3 from Hell is fairly much the same as before. The psychopaths and killers are the anti-heroes. Zombie embraces a nihilistic worldview where he seems to say that it is enjoyable to murder, rape and commit violence because nothing matters and it is fun. Zombie identifies with the psychopaths – Bill Moseley’s long-haired, long-bearded Otis could almost be a dead ringer for Zombie in real-life – just a leetle too much and you cannot help but wonder to what extent he is indulging psychopathic fantasies of his own given the extent to which he keeps returning to them in his films. (While watching the film part of you cannot help but contemplate the unkind thought of wondering how Rob Zombie’s posturing romanticism of violent and murderous behaviour would stand up if he himself were on the receiving end of a violent assault). Zombie does push the violence envelope for far more than he has previously, notably a scene where a maddened Sheri Moon Zombie gleefully pursues a fully nude Sylvia Jeffries and repeatedly stabs her to death on a suburban lawn.

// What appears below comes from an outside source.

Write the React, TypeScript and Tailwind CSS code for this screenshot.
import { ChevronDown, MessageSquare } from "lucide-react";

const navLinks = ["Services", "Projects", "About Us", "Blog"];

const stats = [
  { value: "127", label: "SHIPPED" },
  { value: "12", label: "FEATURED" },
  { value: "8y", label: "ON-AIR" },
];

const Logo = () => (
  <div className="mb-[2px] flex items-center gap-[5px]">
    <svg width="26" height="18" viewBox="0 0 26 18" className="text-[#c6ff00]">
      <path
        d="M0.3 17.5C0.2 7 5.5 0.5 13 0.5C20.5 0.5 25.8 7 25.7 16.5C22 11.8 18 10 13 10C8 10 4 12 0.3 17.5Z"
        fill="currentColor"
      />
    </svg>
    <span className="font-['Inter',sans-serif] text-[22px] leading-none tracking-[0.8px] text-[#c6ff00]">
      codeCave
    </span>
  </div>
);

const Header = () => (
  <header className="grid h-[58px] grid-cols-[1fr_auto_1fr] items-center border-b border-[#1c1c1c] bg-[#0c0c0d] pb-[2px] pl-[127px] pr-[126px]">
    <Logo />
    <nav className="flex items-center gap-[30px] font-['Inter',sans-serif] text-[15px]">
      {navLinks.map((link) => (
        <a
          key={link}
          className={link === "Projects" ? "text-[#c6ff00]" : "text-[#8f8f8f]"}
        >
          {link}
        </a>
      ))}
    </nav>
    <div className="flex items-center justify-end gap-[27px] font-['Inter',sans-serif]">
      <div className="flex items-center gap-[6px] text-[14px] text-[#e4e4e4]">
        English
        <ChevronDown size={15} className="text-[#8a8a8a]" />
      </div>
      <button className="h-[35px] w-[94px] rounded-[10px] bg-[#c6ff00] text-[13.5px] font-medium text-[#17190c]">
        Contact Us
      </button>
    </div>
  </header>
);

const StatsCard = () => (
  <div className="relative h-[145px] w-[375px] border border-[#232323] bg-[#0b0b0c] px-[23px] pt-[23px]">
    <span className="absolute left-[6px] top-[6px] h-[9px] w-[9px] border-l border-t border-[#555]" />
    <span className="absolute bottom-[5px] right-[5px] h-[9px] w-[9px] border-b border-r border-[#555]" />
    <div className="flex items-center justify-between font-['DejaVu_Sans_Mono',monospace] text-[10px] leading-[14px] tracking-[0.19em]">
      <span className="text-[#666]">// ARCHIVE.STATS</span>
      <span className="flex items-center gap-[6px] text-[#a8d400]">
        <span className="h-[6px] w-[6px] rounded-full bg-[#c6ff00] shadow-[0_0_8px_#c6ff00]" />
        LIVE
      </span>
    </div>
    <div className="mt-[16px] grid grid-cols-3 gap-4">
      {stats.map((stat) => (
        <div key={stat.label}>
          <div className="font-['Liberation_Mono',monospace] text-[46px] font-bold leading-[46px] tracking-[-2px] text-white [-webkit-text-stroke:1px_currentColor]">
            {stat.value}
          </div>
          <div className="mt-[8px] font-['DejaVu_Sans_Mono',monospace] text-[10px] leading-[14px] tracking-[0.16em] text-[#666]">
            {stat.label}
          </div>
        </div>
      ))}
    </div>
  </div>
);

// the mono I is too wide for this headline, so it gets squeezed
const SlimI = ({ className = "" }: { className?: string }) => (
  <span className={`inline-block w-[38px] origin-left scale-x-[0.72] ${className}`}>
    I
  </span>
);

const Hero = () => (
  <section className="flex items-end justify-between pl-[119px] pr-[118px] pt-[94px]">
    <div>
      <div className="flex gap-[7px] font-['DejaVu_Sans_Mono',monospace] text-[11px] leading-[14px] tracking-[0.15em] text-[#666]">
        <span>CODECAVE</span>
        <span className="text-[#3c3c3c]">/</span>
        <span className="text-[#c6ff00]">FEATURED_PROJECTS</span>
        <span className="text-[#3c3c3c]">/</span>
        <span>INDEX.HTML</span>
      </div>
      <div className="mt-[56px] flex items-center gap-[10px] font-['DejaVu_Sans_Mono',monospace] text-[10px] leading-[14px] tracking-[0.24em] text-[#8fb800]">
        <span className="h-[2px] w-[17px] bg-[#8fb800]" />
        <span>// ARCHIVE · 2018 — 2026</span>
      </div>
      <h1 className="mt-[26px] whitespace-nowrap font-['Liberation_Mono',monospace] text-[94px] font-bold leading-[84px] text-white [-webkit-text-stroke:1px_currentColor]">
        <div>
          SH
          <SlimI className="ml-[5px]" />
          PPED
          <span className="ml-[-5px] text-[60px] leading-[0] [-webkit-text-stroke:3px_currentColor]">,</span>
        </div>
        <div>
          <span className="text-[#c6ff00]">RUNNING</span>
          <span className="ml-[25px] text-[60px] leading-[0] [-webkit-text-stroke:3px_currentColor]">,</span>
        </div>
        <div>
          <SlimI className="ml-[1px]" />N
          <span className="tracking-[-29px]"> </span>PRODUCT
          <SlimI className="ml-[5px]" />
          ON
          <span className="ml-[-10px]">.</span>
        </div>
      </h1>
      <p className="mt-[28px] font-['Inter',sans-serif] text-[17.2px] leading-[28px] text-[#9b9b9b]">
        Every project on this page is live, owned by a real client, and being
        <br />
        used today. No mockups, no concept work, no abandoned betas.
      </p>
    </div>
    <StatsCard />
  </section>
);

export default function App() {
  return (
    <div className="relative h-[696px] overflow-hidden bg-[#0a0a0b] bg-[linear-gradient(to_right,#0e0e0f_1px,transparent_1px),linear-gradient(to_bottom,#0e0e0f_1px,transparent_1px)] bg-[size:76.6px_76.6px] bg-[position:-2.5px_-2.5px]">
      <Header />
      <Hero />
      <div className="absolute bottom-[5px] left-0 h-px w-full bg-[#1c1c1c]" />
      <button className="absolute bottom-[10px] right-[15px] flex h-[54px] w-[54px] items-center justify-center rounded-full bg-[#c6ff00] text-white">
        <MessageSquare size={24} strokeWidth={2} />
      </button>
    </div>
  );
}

If you’ve seen The Devil’s Rejects, there is all a much of a muchness to 3 from Hell. The plot generally follows the same path, swapping William Forsythe’s pursuing sheriff for Emilio Rivera’s vengeful cartel leader. Certainly, Bill Moseley has settled into the role of Otis with a great deal of assurance and owns the part. On the other hand, Sheri Moon Zombie (Mrs Rob Zombie who has appeared in all of his films so far) gives a performance of giggly insanity that is allowed to go on far too long and can politely be called self-indulgent.

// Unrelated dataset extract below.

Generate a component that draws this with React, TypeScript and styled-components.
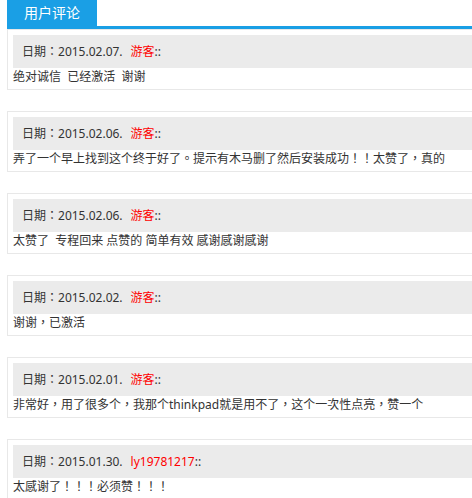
import React from 'react';
import styled, { createGlobalStyle } from 'styled-components';

interface CommentI {
  date: string;
  author: string;
  content: string;
}

const comments: CommentI[] = [
  { date: '2015.02.07.', author: '游客', content: '绝对诚信  已经激活  谢谢' },
  {
    date: '2015.02.06.',
    author: '游客',
    content: '弄了一个早上找到这个终于好了。提示有木马删了然后安装成功！！太赞了，真的',
  },
  { date: '2015.02.06.', author: '游客', content: '太赞了  专程回来 点赞的 简单有效 感谢感谢感谢' },
  { date: '2015.02.02.', author: '游客', content: '谢谢，已激活' },
  {
    date: '2015.02.01.',
    author: '游客',
    content: '非常好，用了很多个，我那个thinkpad就是用不了，这个一次性点亮，赞一个',
  },
  { date: '2015.01.30.', author: 'ly19781217', content: '太感谢了！！！必须赞！！！' },
];

const GlobalStyle = createGlobalStyle`
  html, body {
    margin: 0;
    padding: 0;
    background: #ffffff;
    overflow: hidden;
  }
  body {
    font-family: "Noto Sans", "Noto Sans CJK TC", sans-serif;
    color: #333333;
  }
`;

const Page = styled.div`
  width: 100%;
  overflow: hidden;
`;

const Wrapper = styled.div`
  padding-left: 7px;
  width: 500px;
`;

const TabBar = styled.div`
  display: flex;
  border-bottom: 3px solid #1a9fe5;
`;

const Tab = styled.div`
  width: 90px;
  height: 26px;
  line-height: 26px;
  text-align: center;
  background: #1a9fe5;
  color: #ffffff;
  font-size: 14px;
`;

const List = styled.div`
  display: flex;
  flex-direction: column;
  gap: 21px;
`;

const Card = styled.div`
  border: 1px solid #e8e8e8;
  padding: 5px 0 3px 5px;
`;

const CardHeader = styled.div`
  height: 33px;
  line-height: 33px;
  padding-left: 9px;
  background: #ebebeb;
  font-size: 12px;
  color: #333333;
  white-space: nowrap;
`;

const Author = styled.span`
  margin-left: 8px;
  color: #ff0000;
`;

const CardBody = styled.div`
  height: 18px;
  line-height: 18px;
  font-size: 12px;
  color: #333333;
  white-space: pre;
`;

const CommentItem = (props: CommentI) => {
  const { date, author, content } = props;

  return (
    <Card>
      <CardHeader>
        日期：{date}
        <Author>{author}</Author>::
      </CardHeader>
      <CardBody>{content}</CardBody>
    </Card>
  );
};

const App = () => {
  return (
    <Page>
      <GlobalStyle />
      <Wrapper>
        <TabBar>
          <Tab>用户评论</Tab>
        </TabBar>
        <List>
          {comments.map((c, i) => (
            <CommentItem key={i} {...c} />
          ))}
        </List>
      </Wrapper>
    </Page>
  );
};

export default App;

As usual, Rob Zombie gathers a long list of actors who have past genre careers. These include B movie veteran Clint Howard as an ill-fated party clown; horror regular Bill Oberst Jr. as a redneck hunter who tries to capture Richard Brake; a small role from Danny Trejo as the murdered cartel head; and several faces like Daniel Roebuck, Richard Riehle, Seam Whalen and Chaz Bono in small parts on the tv clips, as well as Austin Stoker from Battle for the Planet of the Apes (1973) and Assault on Precinct 13 (1976) as a newscaster. The most striking of these is Dee Wallace, a genre regular and cast at about 180 degrees remove from her most famous role as Elliott’s mother in E.T. – The Extra-Terrestrial (1982), in a venomous and nasty role as a prison guard.